Especially as free enterprise economic development started in the great Catholic monastic estates of the ninth century, and a solid basis of economic Catholic thought developed from the fourteenth century. In the fifteenth century the Late Scholastics who were Thomists (followers of St Thomas) “writing and teaching at the University of Salamanca in Spain, sought to explain the full range of human action and social; organization.” They “observed the existence of economic law, inexorable forces of cause and effect that operate very much as other natural laws.

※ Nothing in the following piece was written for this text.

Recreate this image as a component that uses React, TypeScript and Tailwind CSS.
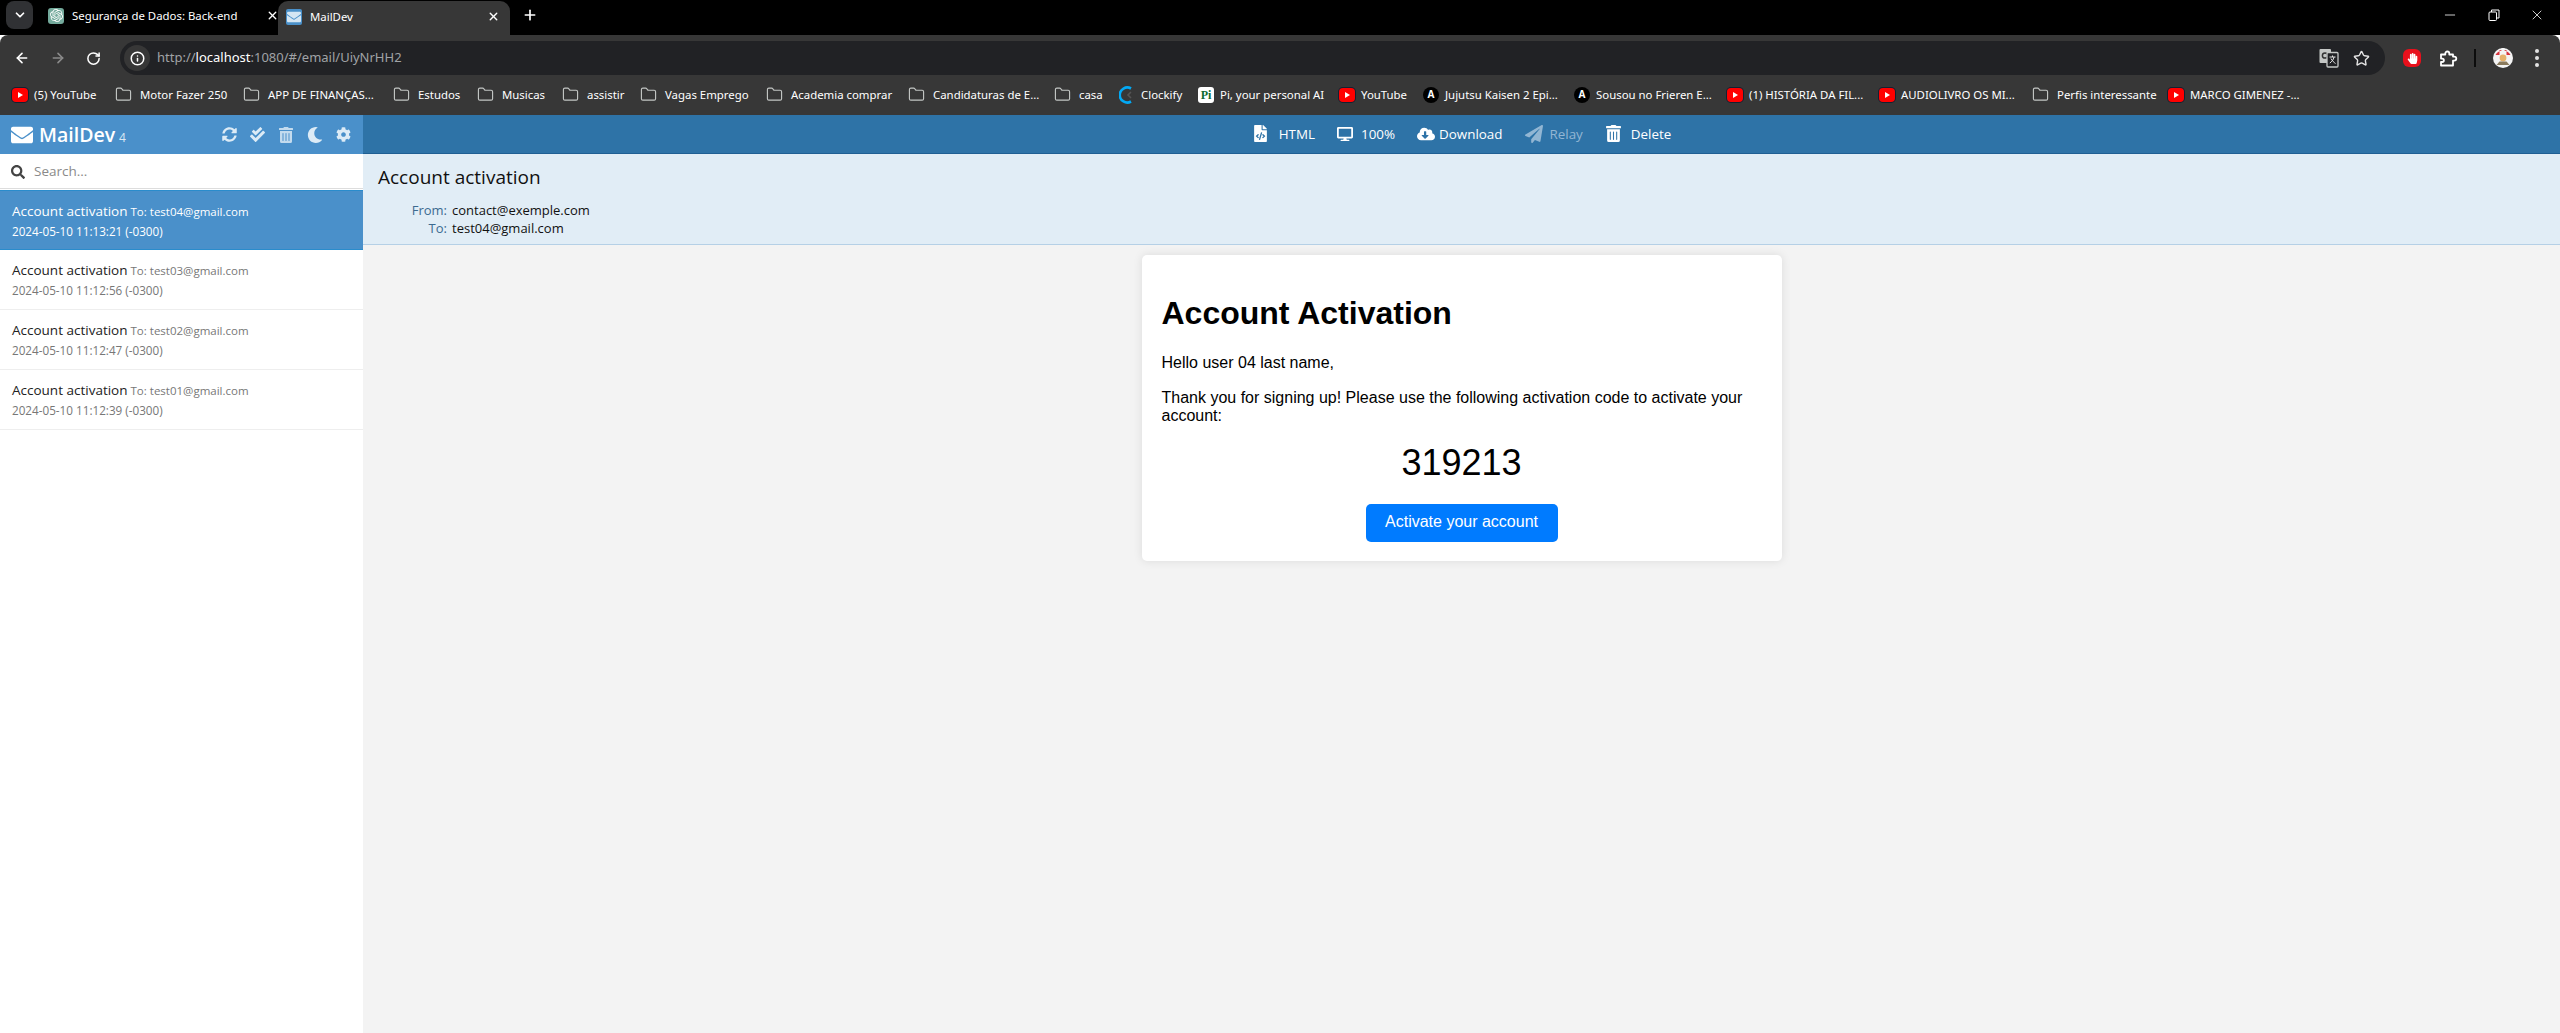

Over the course of several generations, they discovered and explained the laws of supply and demand, the cause of inflation, the operation of foreign exchange rates, and the subjective nature of economic value…” For these reasons Joseph Schumpeter applauded them as the first real economists. (Thomas E Woods Jr,
The Church And The Market, Lexington Books, 2005, p 8).
Far from the fantasy that free enterprise is a “theology” the science operates under the rule of law within the system of democracy. That’s why we have laws to seek and punish those who steal, cheat, swindle, and worse crimes, and against monopolies. That’s why we have the Catholic Church to guide us – She who invented charity in the West. It’s time to face reality.
Dr Alejandro Chafuen clarifies that economics “is the study of the formal implications that can be deduced from the fact that human beings act purposively…economic science is value-free. It analyses cause and effect relationships that, if true, are scientific….(but) only human acts can be judged morally.
“Every scientific law that is a true statement is a natural law, something that human beings can understand but cannot alter. It is always useful for human beings to understand cause-and-effect relationships.” (
Christians For Freedom, Dr Alejandro Chafuen, Ignatius 1986, p 33-38).
Fr James V Schall, S.J., in *Does Catholicism Still Exist?, *Alba House 1994, p 184-185, accurately assesses the need for free enterprise:
“Since the Catholic Church wants poverty confronted, since She wants this confrontation to be done justly and with the interest and cooperation of the workers and the poor, She has had to acknowledge, as did the socialist systems themselves, that there are certain ways that must be employed if mankind is to meet its economic problems. These ways can be known and imitated, but they must include a juridical system, profit, enterprise, knowledge, exchange, a market, voluntary organisations, a relatively independent economy, private property, and respect for work and excellence.”